The US’s office buildings could take a lot longer to recover than the rest of the economy as workers continue to work from home even after the pandemic subsides.
In New York City, for example, it could take 10 years for properties to recover what they were worth in 2019, according to a study released in the National Bureau of Economic Research on Monday (Oct. 3).
The researchers, from New York and Columbia Universities, developed a pricing model that wraps in a variety of data, including remote job postings. Extrapolated to the whole country, their findings suggest US office real estate could lose 39% of its value in the long term, wiping out $453 billion.
Their analysis shows an already bleak picture. Office building occupancy rates went from 95% in February 2020, to 10% the following month. By mid-September they were still below 50%.

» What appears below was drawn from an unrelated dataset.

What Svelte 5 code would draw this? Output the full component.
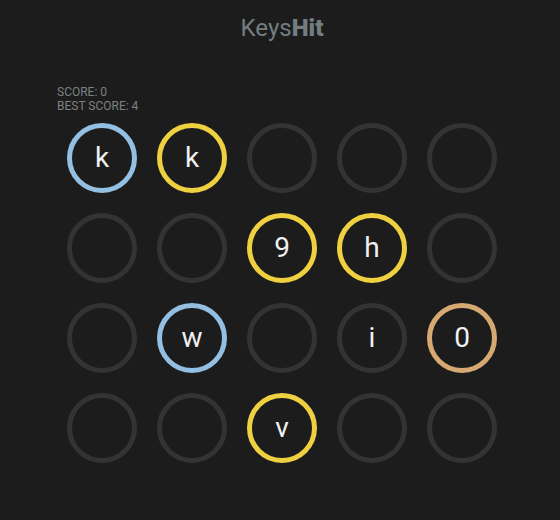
<script>
  const rows = [
    [{ key: 'k', tone: 'blue' }, { key: 'k', tone: 'yellow' }, {}, {}, {}],
    [{}, {}, { key: '9', tone: 'yellow' }, { key: 'h', tone: 'yellow' }, {}],
    [{}, { key: 'w', tone: 'blue' }, {}, { key: 'i' }, { key: '0', tone: 'orange' }],
    [{}, {}, { key: 'v', tone: 'yellow' }, {}, {}]
  ];
  const score = 0;
  const best = 4;
</script>

<main>
  <h1>Keys<strong>Hit</strong></h1>
  <section class="game">
    <div class="scores">
      <div>SCORE: {score}</div>
      <div>BEST SCORE: {best}</div>
    </div>
    <div class="board">
      {#each rows as row}
        <div class="row">
          {#each row as cell}
            <div class="cell {cell.tone ?? ''}">{cell.key ?? ''}</div>
          {/each}
        </div>
      {/each}
    </div>
  </section>
</main>

<style>
  :global(body) {
    background: #1c1c1c;
  }
  main {
    box-sizing: border-box;
    min-height: 100vh;
    padding: 12px 16px;
    display: flex;
    flex-direction: column;
    align-items: center;
    font-family: Roboto, sans-serif;
    color: #757c80;
  }
  h1 {
    margin: 0 0 41px;
    padding-left: 4px;
    font-size: 24px;
    line-height: 32px;
    font-weight: 400;
  }
  strong {
    font-weight: 900;
  }
  .game {
    padding-left: 4px;
  }
  .scores {
    font-size: 12px;
    line-height: 14px;
    color: #7c8183;
  }
  .board {
    padding: 10px;
    display: flex;
    flex-direction: column;
    gap: 20px;
  }
  .row {
    display: flex;
    gap: 20px;
  }
  .cell {
    box-sizing: border-box;
    width: 70px;
    height: 70px;
    border: 5px solid #333;
    border-radius: 50%;
    display: flex;
    align-items: center;
    justify-content: center;
    font-size: 28px;
    line-height: 32px;
    color: #f0f0f0;
  }
  .blue {
    border-color: #93c0e2;
  }
  .yellow {
    border-color: #eed040;
  }
  .orange {
    border-color: #d6a972;
  }
</style>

The study also looked at how much lease revenue dropped during roughly the same time period: by nearly 18% from January 2020 to May 2022, driven by a lack of new leases versus decreased rents. Indeed, over the past six months, the amount of newly leased office space collapsed to 59 million square feet from 253 million square feet per year before the pandemic.
How much office real estate declines in coming years will depend on the battle between employers and employees over the future of flexible work. If New York City employers push hard for a return to the office, office building valuations will be about 39% below 2019 levels in 2029, according to the study. If New Yorkers continue working from home at current rates, however, valuations would stay nearly 60% below 2019 levels even after 10 years.
“Our best guess balancing those two factors is a large decline in value, but with considerable uncertainty around the estimate,” said Arpit Gupta, a finance professor at NYU and one of the study’s co-authors.
The researchers found that newer buildings with more amenities had higher occupancy rates than older ones. Commercial tenants were more likely to demand more space and pay higher rents in these types of “A+ buildings.”
“The A+ result is something that surprised us,” Gupta said. “Seeing that it’s really the higher amenity space that appears to be holding up better, compared to the lower quality office space, it’s not something we had anticipated going into this.”
The finding suggests that companies should spruce up their office space if they want workers to return, the researchers wrote.
Local city governments are reliant on the property taxes. Letting the commercial real estate sector flail on its own could result in a “fiscal doom loop,” the researchers warned.
One idea to counter a prolonged depression is for governments to ease up on the zoning and permits required to convert commercial real estate into multifamily units.
“This kind of conversion is very appealing because it addresses both the issue of the declining value of commercial office demand, and also the pressures for affordable rents in these cities,” Gupta said. Part of the reason why rent and home prices have gone up is the work-from-home trend.
However, not many office buildings can be easily turned into apartments. For this reason, the researchers also recommend governments subsidize the conversion with public funding.